TRIM has set an ambitious but honest timeline: some operators aim to have trains running before the end of 2026; the remainder are expected to be operational during 2027. That means the 24Mt capacity injection is not available today — it is a forward commitment. In the interim, the road network continues to carry the load, fuel costs are rising, and the Cato Ridge–Durban corridor remains chronically congested.
France's development agency AFD has provided a measure of financial scaffolding: a €300 million loan signed this week to support Transnet's Freight Decarbonisation and Corporate Sustainability Programme. That money is earmarked for efficiency improvements and low-carbon transition — not operational rescue funding — which suggests international creditors see the structural reform as credible, even if they are not betting on it becoming frictionless.
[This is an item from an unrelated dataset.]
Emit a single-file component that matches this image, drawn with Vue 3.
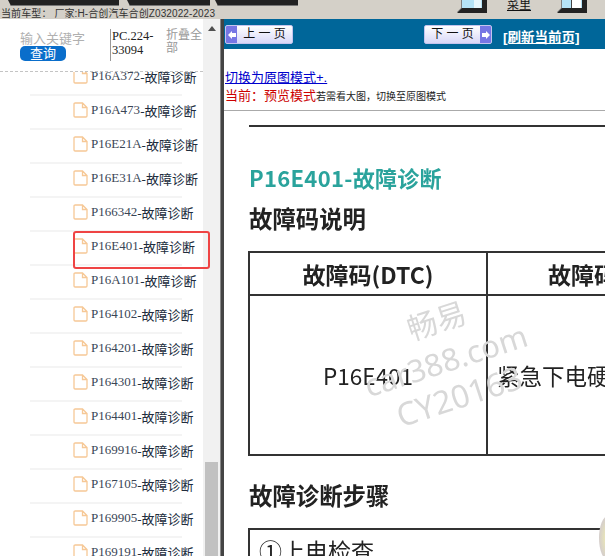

TradeCaravan's assessment: this is the most significant structural shift in South African freight logistics since the National Ports Act of 2005. The combination of private rail access, a €300m decarbonisation loan, the Hormuz-driven shipping windfall, and port infrastructure upgrades gives South Africa a window it has not had in a generation. The window is real. Whether the country climbs through it is another matter entirely.
For importers and exporters, the practical near-term implication is straightforward: Durban-bound cargo from Gauteng is about to have more modal options, and the first Cato Ridge–Durban rail service should be watched closely as a proof of concept for whether the Ad Hoc Slot mechanism functions as advertised. If it does, the case for shifting bulk and container freight back to rail — and off the N3's potholed surface — becomes commercially compelling rather than merely ideologically desirable.
The 250Mt target by 2030 remains a stretch. But for the first time in a long time, the direction of travel is correct, the legal framework is in place, and the global shipping map is, however temporarily, in South Africa's favour. This is not the finish line. This is what the beginning of a genuine turnaround looks like.